I really found this sad: because of Trier’s honesty, for one, because of the ax of depression, two, and also because of how fragile an artist can be.
Although I cringe at the cult around Trier – basically the hipoisie – I admire him for bringing stark and shocking (but not trying to be) drama into film. Plus, he really pushes form, but not as gimmick. As explained above, the no gimmick lies at the heart of the Dogma movement he helped found.

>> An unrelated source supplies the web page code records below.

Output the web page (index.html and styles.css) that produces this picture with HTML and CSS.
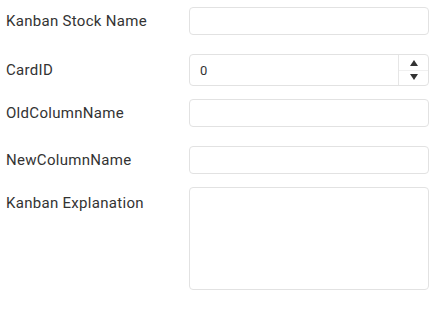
FILE: index.html
```html
<!DOCTYPE html>
<html lang="en">
<head>
  <meta charset="UTF-8" />
  <meta name="viewport" content="width=device-width, initial-scale=1.0"/>
  <title>Kanban Card Move</title>
  <link rel="stylesheet" href="styles.css">
</head>
<body>
  <form class="kanban-form">
    <div class="row row-wide">
      <label class="field-label" for="stockName">Kanban Stock Name</label>
      <input class="field-input" type="text" id="stockName">
    </div>
    <div class="row row-narrow">
      <label class="field-label" for="cardId">CardID</label>
      <div class="number-box">
        <input class="number-input" type="number" id="cardId" value="0">
        <div class="spinner">
          <span class="spin-up"></span>
          <span class="spin-down"></span>
        </div>
      </div>
    </div>
    <div class="row row-wide">
      <label class="field-label" for="oldCol">OldColumnName</label>
      <input class="field-input" type="text" id="oldCol">
    </div>
    <div class="row row-narrow">
      <label class="field-label" for="newCol">NewColumnName</label>
      <input class="field-input" type="text" id="newCol">
    </div>
    <div class="row row-top">
      <label class="field-label" for="explanation">Kanban Explanation</label>
      <textarea class="field-area" id="explanation"></textarea>
    </div>
  </form>
</body>
</html>
```

FILE: styles.css
```css
body {
  margin: 0;
  font-family: Roboto, "Liberation Sans", sans-serif;
  background: #fff;
  color: #333;
}
.kanban-form {
  padding: 7px 0 0 6px;
}
.row {
  display: flex;
  align-items: center;
}
.row-wide {
  margin-bottom: 19px;
}
.row-narrow {
  margin-bottom: 13px;
}
.row-top {
  align-items: flex-start;
}
.field-label {
  width: 183px;
  font-size: 15px;
  letter-spacing: 0.3px;
  line-height: 20px;
  color: #333;
}
.row-top .field-label {
  padding-top: 6px;
}
.field-input, .field-area, .number-box {
  box-sizing: border-box;
  width: 240px;
  border: 1px solid #e2e2e2;
  border-radius: 4px;
  background: #fff;
  font-family: inherit;
  font-size: 13px;
  color: #333;
  margin: 0;
}
.field-input {
  height: 28px;
  padding: 0 10px;
}
.field-area {
  height: 103px;
  padding: 6px 10px;
  resize: none;
}
.number-box {
  height: 32px;
  display: flex;
}
.number-input {
  flex: 1;
  min-width: 0;
  border: none;
  outline: none;
  padding: 0 10px;
  font-family: inherit;
  font-size: 13px;
  color: #333;
  background: transparent;
  -moz-appearance: textfield;
}
.number-input::-webkit-inner-spin-button,
.number-input::-webkit-outer-spin-button {
  -webkit-appearance: none;
  margin: 0;
}
.spinner {
  width: 29px;
  border-left: 1px solid #e6e6e6;
  display: flex;
  flex-direction: column;
}
.spin-up, .spin-down {
  flex: 1;
  display: flex;
  align-items: center;
  justify-content: center;
}
.spin-up {
  border-bottom: 1px solid #f0f0f0;
}
.spin-up::before {
  content: "";
  border-left: 4.5px solid transparent;
  border-right: 4.5px solid transparent;
  border-bottom: 6px solid #333;
  margin-top: 2px;
}
.spin-down::before {
  content: "";
  border-left: 4.5px solid transparent;
  border-right: 4.5px solid transparent;
  border-top: 6px solid #333;
  margin-bottom: 2px;
}
```
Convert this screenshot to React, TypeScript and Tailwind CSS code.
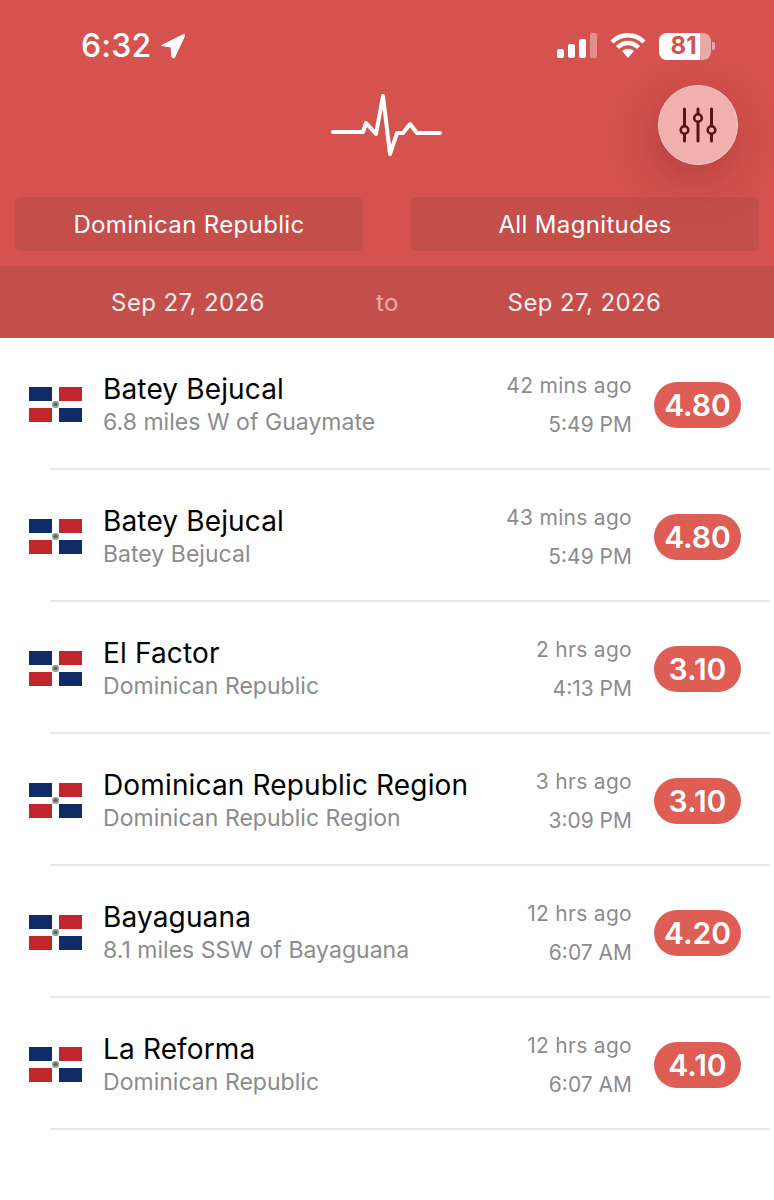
const font = { fontFamily: 'Inter, "Liberation Sans", sans-serif' };

const rows = [
  { t: "Batey Bejucal", s: "6.8 miles W of Guaymate", a: "42 mins ago", c: "5:49 PM", m: "4.80" },
  { t: "Batey Bejucal", s: "Batey Bejucal", a: "43 mins ago", c: "5:49 PM", m: "4.80" },
  { t: "El Factor", s: "Dominican Republic", a: "2 hrs ago", c: "4:13 PM", m: "3.10" },
  { t: "Dominican Republic Region", s: "Dominican Republic Region", a: "3 hrs ago", c: "3:09 PM", m: "3.10" },
  { t: "Bayaguana", s: "8.1 miles SSW of Bayaguana", a: "12 hrs ago", c: "6:07 AM", m: "4.20" },
  { t: "La Reforma", s: "Dominican Republic", a: "12 hrs ago", c: "6:07 AM", m: "4.10" },
];

function Flag() {
  return (
    <svg width="55" height="37" viewBox="0 0 55 37" className="shrink-0">
      <rect x="1" y="1" width="23" height="14" fill="#102c68" />
      <rect x="31" y="1" width="23" height="14" fill="#c0272d" />
      <rect x="1" y="22" width="23" height="14" fill="#c0272d" />
      <rect x="31" y="22" width="23" height="14" fill="#102c68" />
      <rect x="24" y="15" width="7" height="7" rx="2.500" fill="#a3a5a3" />
      <rect x="25.500" y="16.500" width="4" height="3.500" rx="1.500" fill="#5f6662" />
    </svg>
  );
}

function Row({ r }: { r: (typeof rows)[number] }) {
  return (
    <div className="h-[132px] flex flex-col">
      <div className="flex-1 flex items-center pl-[28px] pr-[33px] pt-[3px]">
        <Flag />
        <div className="ml-[20px] flex-1 min-w-0">
          <div className="text-[28px] leading-[34px] text-black tracking-[0.15px] whitespace-nowrap">{r.t}</div>
          <div className="text-[23px] leading-[32px] text-[#8b8b90] tracking-[0.03px] whitespace-nowrap">{r.s}</div>
        </div>
        <div className="text-right text-[21px] text-[#8b8b90] leading-[39px] mr-[22px] whitespace-nowrap">
          <div className="tracking-[0.3px]">{r.a}</div>
          <div>{r.c}</div>
        </div>
        <div className="w-[87px] h-[46px] rounded-[23px] bg-[#de5d55] text-white font-semibold text-[30px] flex items-center justify-center pt-[2px]">
          {r.m}
        </div>
      </div>
      <div className="h-[2px] ml-[50px] mr-[4px] bg-[#e6e7ee]" />
    </div>
  );
}

export default function App() {
  return (
    <div className="w-[774px] h-[1200px] bg-white overflow-hidden" style={font}>
      <div className="bg-[#d5524e] h-[338px] flex flex-col">
        <div className="h-[85px] flex items-center pl-[81px] pr-[59px] pt-[7px] text-white">
          <span className="text-[32px] font-medium leading-none tracking-[0.2px]">6:32</span>
          <svg width="26" height="26" viewBox="0 0 26 26" className="ml-[9px]">
            <path d="M1.500 12.500 L23.500 1.500 Q25 1 24.500 3 L14.500 24.500 Q13 26 12 24 L11 14 Z" fill="white" stroke="white" strokeWidth="1" strokeLinejoin="round" />
          </svg>
          <div className="ml-auto flex items-center">
            <svg width="40" height="26" viewBox="0 0 40 26">
              <rect x="0" y="16" width="7" height="9" rx="2" fill="white" />
              <rect x="11" y="11" width="7" height="14" rx="2" fill="white" />
              <rect x="22" y="6" width="7" height="19" rx="2" fill="white" />
              <rect x="33" y="0" width="7" height="25" rx="2" fill="white" fillOpacity="0.35" />
            </svg>
            <svg width="36" height="26" viewBox="0 0 36 26" className="ml-[13px]">
              <path d="M2 9 C11 0 25 0 34 9 M7.500 14.500 C13.500 8.500 22.500 8.500 28.500 14.500" fill="none" stroke="white" strokeWidth="4.400" />
              <path d="M12 18 C15.500 15 20.500 15 24 18 L18 25 Z" fill="white" />
            </svg>
            <div className="ml-[13px] w-[52px] h-[27px] rounded-[8px] bg-[#e9aaa7] overflow-hidden relative flex items-center">
              <div className="h-full w-[41px] bg-white flex items-center justify-center text-[#d5524e] text-[24px] font-bold leading-none pl-[8px]">81</div>
            </div>
            <div className="ml-[1px] w-[3px] h-[8px] rounded-r-[2px] bg-[#e9aaa7]" />
          </div>
        </div>
        <div className="h-[112px] relative flex justify-center pt-[9px]">
          <svg width="112" height="62" viewBox="0 0 112 62">
            <path d="M2 38 H32 L35 29 L45 40 L52 2 L59 60 L66 39 H72 L79 30 L86 39 H109" fill="none" stroke="white" strokeWidth="4" strokeLinecap="round" strokeLinejoin="round" />
          </svg>
          <div className="absolute right-[36px] top-0 w-[80px] h-[80px] rounded-full bg-[#efb0ae] border border-[#f5cdcb] shadow-[-4px_14px_50px_rgba(90,20,20,0.3)] flex items-center justify-center">
            <svg width="40" height="36" viewBox="0 0 40 36" fill="none" stroke="#5a1414" strokeWidth="3" strokeLinecap="round">
              <path d="M6.500 2 V34 M20 2 V34 M33.500 2 V34" />
              <circle cx="6.500" cy="23" r="3.800" strokeWidth="2.600" fill="#efb0ae" />
              <circle cx="20" cy="11" r="3.800" strokeWidth="2.600" fill="#efb0ae" />
              <circle cx="33.500" cy="23" r="3.800" strokeWidth="2.600" fill="#efb0ae" />
            </svg>
          </div>
        </div>
        <div className="flex gap-[48px] px-[15px] h-[54px] text-white text-[24px] tracking-[0.35px] pb-0">
          <div className="flex-1 rounded-[6px] bg-[#c44e4a] flex items-center justify-center pt-[2px]">Dominican Republic</div>
          <div className="flex-1 rounded-[6px] bg-[#c44e4a] flex items-center justify-center pt-[2px]">All Magnitudes</div>
        </div>
        <div className="mt-[15px] h-[72px] bg-[#c44e4a] flex items-center text-[24px] text-[#fdeeee] tracking-[0.4px] pt-[2px]">
          <div className="w-[376px] text-center">Sep 27, 2026</div>
          <div className="w-[22px] text-center text-[#eeaaa7]">to</div>
          <div className="w-[373px] text-center">Sep 27, 2026</div>
        </div>
      </div>
      <div className="flex flex-col">
        {rows.map((r, i) => (
          <Row key={i} r={r} />
        ))}
      </div>
    </div>
  );
}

With the YouTube-ization of video, I think it is upon video artists to distinguish, even purify, the possibilities of the medium, to bring the art back into video. In honor of Trier, I propose these beginnings of a Video Art Manifesto, a set of rules for video artists in 2007:
1. Video will reduce narrative, so that upon entering the video space, a viewer can almost immediately grasp the extent of what happens in the work.
2. No filters from Final Cut Pro will be used except to perfect image quality (contrast, brightness, color balance, etc.)
3. Only music or sound that does not have a clear looping point will be incorporated
4. No transitions except for the cut are allowed.
5. Video will be projected or shown on un-branded monitors, but not with other “installation” objects like stuffed animals and tables full of food.
Friday, May 11, 2007
On Wednesday, I visited a friend of mine’s studio. She’s involved in a large sculptural project (with a narrative base) and what’s amazing is, she’s having fun. Who would have thunk? An artist enjoying herself with her hands, playing with glazes, laughing, experimenting, taking her time.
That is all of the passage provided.